PROBLEM DESCRIPTION:
Extract all data as written.

DATA SEGMENT:
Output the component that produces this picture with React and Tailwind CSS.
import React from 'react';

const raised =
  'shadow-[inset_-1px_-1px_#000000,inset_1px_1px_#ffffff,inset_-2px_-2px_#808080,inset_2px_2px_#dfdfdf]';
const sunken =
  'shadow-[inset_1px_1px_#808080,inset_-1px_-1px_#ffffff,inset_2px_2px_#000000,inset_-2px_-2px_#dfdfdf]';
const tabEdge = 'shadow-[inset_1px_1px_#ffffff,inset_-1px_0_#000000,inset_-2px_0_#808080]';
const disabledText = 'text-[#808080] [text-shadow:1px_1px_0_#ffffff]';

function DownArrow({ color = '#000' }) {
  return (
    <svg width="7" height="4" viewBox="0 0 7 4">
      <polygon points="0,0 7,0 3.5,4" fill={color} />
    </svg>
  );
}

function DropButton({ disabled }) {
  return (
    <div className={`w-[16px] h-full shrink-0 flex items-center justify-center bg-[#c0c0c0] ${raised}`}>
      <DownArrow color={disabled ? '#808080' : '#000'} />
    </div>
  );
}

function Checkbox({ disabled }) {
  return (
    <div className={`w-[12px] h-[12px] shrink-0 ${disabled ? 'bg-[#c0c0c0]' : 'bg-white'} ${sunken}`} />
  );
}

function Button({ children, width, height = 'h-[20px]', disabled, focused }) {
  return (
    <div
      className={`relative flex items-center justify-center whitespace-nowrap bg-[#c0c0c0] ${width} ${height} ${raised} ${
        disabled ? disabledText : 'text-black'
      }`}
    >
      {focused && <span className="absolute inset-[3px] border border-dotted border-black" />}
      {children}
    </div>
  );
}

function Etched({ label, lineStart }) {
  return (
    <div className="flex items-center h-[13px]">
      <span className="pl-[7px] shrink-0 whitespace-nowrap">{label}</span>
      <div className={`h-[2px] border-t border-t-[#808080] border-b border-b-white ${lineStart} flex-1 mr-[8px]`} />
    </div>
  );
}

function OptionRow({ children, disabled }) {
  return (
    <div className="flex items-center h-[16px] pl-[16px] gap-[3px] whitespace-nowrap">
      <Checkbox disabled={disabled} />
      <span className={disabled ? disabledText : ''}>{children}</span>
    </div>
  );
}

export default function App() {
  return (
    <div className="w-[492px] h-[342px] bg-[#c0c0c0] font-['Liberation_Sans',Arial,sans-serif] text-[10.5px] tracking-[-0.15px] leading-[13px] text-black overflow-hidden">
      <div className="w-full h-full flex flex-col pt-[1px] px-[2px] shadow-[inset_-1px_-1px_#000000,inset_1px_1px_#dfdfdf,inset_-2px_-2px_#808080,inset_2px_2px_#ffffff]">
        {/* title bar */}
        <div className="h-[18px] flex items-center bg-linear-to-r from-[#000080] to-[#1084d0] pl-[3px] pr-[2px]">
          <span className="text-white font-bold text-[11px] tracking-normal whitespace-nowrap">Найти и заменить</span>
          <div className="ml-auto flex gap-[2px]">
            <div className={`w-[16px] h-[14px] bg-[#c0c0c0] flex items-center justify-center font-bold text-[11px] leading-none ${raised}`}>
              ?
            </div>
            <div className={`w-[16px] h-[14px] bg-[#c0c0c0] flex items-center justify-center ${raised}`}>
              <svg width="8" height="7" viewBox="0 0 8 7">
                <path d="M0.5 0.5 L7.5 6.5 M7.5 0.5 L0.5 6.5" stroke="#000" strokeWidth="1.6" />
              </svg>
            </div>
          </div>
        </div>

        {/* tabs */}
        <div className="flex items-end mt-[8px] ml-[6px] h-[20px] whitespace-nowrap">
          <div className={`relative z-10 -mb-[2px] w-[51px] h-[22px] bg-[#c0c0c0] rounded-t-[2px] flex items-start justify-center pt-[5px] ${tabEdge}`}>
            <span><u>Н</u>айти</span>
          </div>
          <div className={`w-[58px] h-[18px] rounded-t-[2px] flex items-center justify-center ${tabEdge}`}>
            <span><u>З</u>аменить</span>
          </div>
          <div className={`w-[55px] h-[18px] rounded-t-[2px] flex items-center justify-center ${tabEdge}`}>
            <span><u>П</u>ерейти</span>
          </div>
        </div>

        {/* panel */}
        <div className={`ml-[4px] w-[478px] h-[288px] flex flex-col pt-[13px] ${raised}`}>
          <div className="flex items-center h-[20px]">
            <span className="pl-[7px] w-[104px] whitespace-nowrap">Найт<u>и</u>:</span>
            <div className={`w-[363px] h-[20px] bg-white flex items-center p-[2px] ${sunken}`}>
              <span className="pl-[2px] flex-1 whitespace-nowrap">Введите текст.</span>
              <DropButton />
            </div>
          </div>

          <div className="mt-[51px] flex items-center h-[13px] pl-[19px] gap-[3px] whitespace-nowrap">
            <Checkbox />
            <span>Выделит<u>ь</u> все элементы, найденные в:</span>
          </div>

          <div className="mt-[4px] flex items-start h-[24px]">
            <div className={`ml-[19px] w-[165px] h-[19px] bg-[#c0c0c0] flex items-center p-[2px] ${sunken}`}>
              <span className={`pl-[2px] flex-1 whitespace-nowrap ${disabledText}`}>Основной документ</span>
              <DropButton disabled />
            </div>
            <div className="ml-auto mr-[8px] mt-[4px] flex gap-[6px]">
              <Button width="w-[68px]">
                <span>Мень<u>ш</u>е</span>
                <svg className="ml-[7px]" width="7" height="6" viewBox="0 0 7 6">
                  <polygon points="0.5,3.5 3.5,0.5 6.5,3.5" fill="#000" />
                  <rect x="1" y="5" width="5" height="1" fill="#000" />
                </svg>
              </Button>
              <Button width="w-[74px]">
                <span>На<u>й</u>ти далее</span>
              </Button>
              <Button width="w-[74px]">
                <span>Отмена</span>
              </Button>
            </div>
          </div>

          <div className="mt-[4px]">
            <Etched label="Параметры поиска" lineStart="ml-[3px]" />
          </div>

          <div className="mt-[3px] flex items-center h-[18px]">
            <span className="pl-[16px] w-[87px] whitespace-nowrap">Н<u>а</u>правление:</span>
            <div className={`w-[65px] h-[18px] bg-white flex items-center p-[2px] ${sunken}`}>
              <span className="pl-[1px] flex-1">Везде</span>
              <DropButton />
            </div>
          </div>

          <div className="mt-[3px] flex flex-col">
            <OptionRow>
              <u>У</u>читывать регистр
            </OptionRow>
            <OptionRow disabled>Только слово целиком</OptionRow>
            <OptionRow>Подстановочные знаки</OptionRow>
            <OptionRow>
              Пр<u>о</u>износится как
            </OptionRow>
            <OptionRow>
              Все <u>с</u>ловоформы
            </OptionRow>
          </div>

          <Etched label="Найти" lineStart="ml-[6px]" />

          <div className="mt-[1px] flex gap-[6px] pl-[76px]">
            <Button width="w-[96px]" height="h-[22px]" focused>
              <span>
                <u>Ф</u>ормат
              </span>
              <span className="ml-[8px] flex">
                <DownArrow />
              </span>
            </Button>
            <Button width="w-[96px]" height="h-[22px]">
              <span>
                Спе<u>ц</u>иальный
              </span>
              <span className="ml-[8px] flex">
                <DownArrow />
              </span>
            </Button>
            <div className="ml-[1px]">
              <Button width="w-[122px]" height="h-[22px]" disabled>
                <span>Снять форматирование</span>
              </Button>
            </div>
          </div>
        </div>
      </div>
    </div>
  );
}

EXERCISE ANSWER:
Output the component that produces this picture with React and Tailwind CSS.
import React from 'react';

const raised =
  'shadow-[inset_-1px_-1px_#000000,inset_1px_1px_#ffffff,inset_-2px_-2px_#808080,inset_2px_2px_#dfdfdf]';
const sunken =
  'shadow-[inset_1px_1px_#808080,inset_-1px_-1px_#ffffff,inset_2px_2px_#000000,inset_-2px_-2px_#dfdfdf]';
const tabEdge = 'shadow-[inset_1px_1px_#ffffff,inset_-1px_0_#000000,inset_-2px_0_#808080]';
const disabledText = 'text-[#808080] [text-shadow:1px_1px_0_#ffffff]';

function DownArrow({ color = '#000' }) {
  return (
    <svg width="7" height="4" viewBox="0 0 7 4">
      <polygon points="0,0 7,0 3.5,4" fill={color} />
    </svg>
  );
}

function DropButton({ disabled }) {
  return (
    <div className={`w-[16px] h-full shrink-0 flex items-center justify-center bg-[#c0c0c0] ${raised}`}>
      <DownArrow color={disabled ? '#808080' : '#000'} />
    </div>
  );
}

function Checkbox({ disabled }) {
  return (
    <div className={`w-[12px] h-[12px] shrink-0 ${disabled ? 'bg-[#c0c0c0]' : 'bg-white'} ${sunken}`} />
  );
}

function Button({ children, width, height = 'h-[20px]', disabled, focused }) {
  return (
    <div
      className={`relative flex items-center justify-center whitespace-nowrap bg-[#c0c0c0] ${width} ${height} ${raised} ${
        disabled ? disabledText : 'text-black'
      }`}
    >
      {focused && <span className="absolute inset-[3px] border border-dotted border-black" />}
      {children}
    </div>
  );
}

function Etched({ label, lineStart }) {
  return (
    <div className="flex items-center h-[13px]">
      <span className="pl-[7px] shrink-0 whitespace-nowrap">{label}</span>
      <div className={`h-[2px] border-t border-t-[#808080] border-b border-b-white ${lineStart} flex-1 mr-[8px]`} />
    </div>
  );
}

function OptionRow({ children, disabled }) {
  return (
    <div className="flex items-center h-[16px] pl-[16px] gap-[3px] whitespace-nowrap">
      <Checkbox disabled={disabled} />
      <span className={disabled ? disabledText : ''}>{children}</span>
    </div>
  );
}

export default function App() {
  return (
    <div className="w-[492px] h-[342px] bg-[#c0c0c0] font-['Liberation_Sans',Arial,sans-serif] text-[10.5px] tracking-[-0.15px] leading-[13px] text-black overflow-hidden">
      <div className="w-full h-full flex flex-col pt-[1px] px-[2px] shadow-[inset_-1px_-1px_#000000,inset_1px_1px_#dfdfdf,inset_-2px_-2px_#808080,inset_2px_2px_#ffffff]">
        {/* title bar */}
        <div className="h-[18px] flex items-center bg-linear-to-r from-[#000080] to-[#1084d0] pl-[3px] pr-[2px]">
          <span className="text-white font-bold text-[11px] tracking-normal whitespace-nowrap">Найти и заменить</span>
          <div className="ml-auto flex gap-[2px]">
            <div className={`w-[16px] h-[14px] bg-[#c0c0c0] flex items-center justify-center font-bold text-[11px] leading-none ${raised}`}>
              ?
            </div>
            <div className={`w-[16px] h-[14px] bg-[#c0c0c0] flex items-center justify-center ${raised}`}>
              <svg width="8" height="7" viewBox="0 0 8 7">
                <path d="M0.5 0.5 L7.5 6.5 M7.5 0.5 L0.5 6.5" stroke="#000" strokeWidth="1.6" />
              </svg>
            </div>
          </div>
        </div>

        {/* tabs */}
        <div className="flex items-end mt-[8px] ml-[6px] h-[20px] whitespace-nowrap">
          <div className={`relative z-10 -mb-[2px] w-[51px] h-[22px] bg-[#c0c0c0] rounded-t-[2px] flex items-start justify-center pt-[5px] ${tabEdge}`}>
            <span><u>Н</u>айти</span>
          </div>
          <div className={`w-[58px] h-[18px] rounded-t-[2px] flex items-center justify-center ${tabEdge}`}>
            <span><u>З</u>аменить</span>
          </div>
          <div className={`w-[55px] h-[18px] rounded-t-[2px] flex items-center justify-center ${tabEdge}`}>
            <span><u>П</u>ерейти</span>
          </div>
        </div>

        {/* panel */}
        <div className={`ml-[4px] w-[478px] h-[288px] flex flex-col pt-[13px] ${raised}`}>
          <div className="flex items-center h-[20px]">
            <span className="pl-[7px] w-[104px] whitespace-nowrap">Найт<u>и</u>:</span>
            <div className={`w-[363px] h-[20px] bg-white flex items-center p-[2px] ${sunken}`}>
              <span className="pl-[2px] flex-1 whitespace-nowrap">Введите текст.</span>
              <DropButton />
            </div>
          </div>

          <div className="mt-[51px] flex items-center h-[13px] pl-[19px] gap-[3px] whitespace-nowrap">
            <Checkbox />
            <span>Выделит<u>ь</u> все элементы, найденные в:</span>
          </div>

          <div className="mt-[4px] flex items-start h-[24px]">
            <div className={`ml-[19px] w-[165px] h-[19px] bg-[#c0c0c0] flex items-center p-[2px] ${sunken}`}>
              <span className={`pl-[2px] flex-1 whitespace-nowrap ${disabledText}`}>Основной документ</span>
              <DropButton disabled />
            </div>
            <div className="ml-auto mr-[8px] mt-[4px] flex gap-[6px]">
              <Button width="w-[68px]">
                <span>Мень<u>ш</u>е</span>
                <svg className="ml-[7px]" width="7" height="6" viewBox="0 0 7 6">
                  <polygon points="0.5,3.5 3.5,0.5 6.5,3.5" fill="#000" />
                  <rect x="1" y="5" width="5" height="1" fill="#000" />
                </svg>
              </Button>
              <Button width="w-[74px]">
                <span>На<u>й</u>ти далее</span>
              </Button>
              <Button width="w-[74px]">
                <span>Отмена</span>
              </Button>
            </div>
          </div>

          <div className="mt-[4px]">
            <Etched label="Параметры поиска" lineStart="ml-[3px]" />
          </div>

          <div className="mt-[3px] flex items-center h-[18px]">
            <span className="pl-[16px] w-[87px] whitespace-nowrap">Н<u>а</u>правление:</span>
            <div className={`w-[65px] h-[18px] bg-white flex items-center p-[2px] ${sunken}`}>
              <span className="pl-[1px] flex-1">Везде</span>
              <DropButton />
            </div>
          </div>

          <div className="mt-[3px] flex flex-col">
            <OptionRow>
              <u>У</u>читывать регистр
            </OptionRow>
            <OptionRow disabled>Только слово целиком</OptionRow>
            <OptionRow>Подстановочные знаки</OptionRow>
            <OptionRow>
              Пр<u>о</u>износится как
            </OptionRow>
            <OptionRow>
              Все <u>с</u>ловоформы
            </OptionRow>
          </div>

          <Etched label="Найти" lineStart="ml-[6px]" />

          <div className="mt-[1px] flex gap-[6px] pl-[76px]">
            <Button width="w-[96px]" height="h-[22px]" focused>
              <span>
                <u>Ф</u>ормат
              </span>
              <span className="ml-[8px] flex">
                <DownArrow />
              </span>
            </Button>
            <Button width="w-[96px]" height="h-[22px]">
              <span>
                Спе<u>ц</u>иальный
              </span>
              <span className="ml-[8px] flex">
                <DownArrow />
              </span>
            </Button>
            <div className="ml-[1px]">
              <Button width="w-[122px]" height="h-[22px]" disabled>
                <span>Снять форматирование</span>
              </Button>
            </div>
          </div>
        </div>
      </div>
    </div>
  );
}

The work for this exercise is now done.